O Seminário Maior de Braga (Teologia) abre hoje as portas com menos 20 por cento dos alunos do ano passado. No ano lectivo 2005/06 frequentaram o seminário 59 alunos, contra os 47 inscritos este ano. Admitindo que “existe, de facto, uma quebra”, o reitor do seminário, cónego José Paulo Abreu, disse que “o seminário é uma caminhada e não uma meta. É um discernimento vocacional e é normal que haja desistências”. Para inverter esta situação, os responsáveis eclesiásticos vão tentar aproximar o seminário das paróquias.

MUÇULMANOS EM ROMA

O Papa Bento XVI recebe hoje os embaixadores de países muçulmanos junto da Santa Sé e representantes islamitas em Itália. A audiência realiza-se em Castel Gandolfo, perto de Roma. Segundo a agência Ansa, 20 embaixadores ou encarregados de negócios vão estar presentes. O encontro abre com um discurso de monsenhor Paul Poupard, presidente do Conselho Pontifical para o Diálogo Inter-Religioso, seguindo-se uma intervenção do Papa. O cardeal diz não se lembrar de uma iniciativa idêntica nos últimos dez anos.

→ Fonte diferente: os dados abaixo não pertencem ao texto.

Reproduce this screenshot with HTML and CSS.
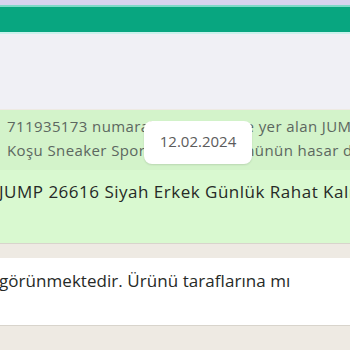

BARROSO QUER EUROPA AO LADO DO PAPA

O presidente da Comissão Europeia, Durão Barroso, afirmou, em entrevista publicada ontem num jornal alemão, que os líderes europeus deveriam ter saído em defesa do Papa Bento XVI na polémica dos comentários sobre o Islão. Uma reacção, adianta, que pode ter sido motivada pelo “politicamente correcto” ou “por receios de uma possível confrontação”.

Para Durão Barroso, o problema que se gerou não está nas afirmações do Papa mas sim nas reacções de extremistas muçulmanos, com actos de violência. “Fiquei desapontado por não terem surgido mais líderes europeus que dissessem que o Papa tem o direito de expressar as suas opiniões”, disse o presidente da Comissão Europeia ao ‘Welt am Sonntag’.

“O problema não foi o discurso do Papa, mas sim as reacções dos extremistas”, acentuou: “Temos de defender os nossos valores.”

A raiz cristã da identidade cultural da Europa foi um dos pontos controversos da proposta de Constituição Europeia. A versão final não lhe fazia referência. Depois de rejeitada em França e na Holanda, a Constituição foi posta ‘na gaveta’, para ser repensada. Vai voltar à agenda durante a presidência portuguesa da UE, já para o ano.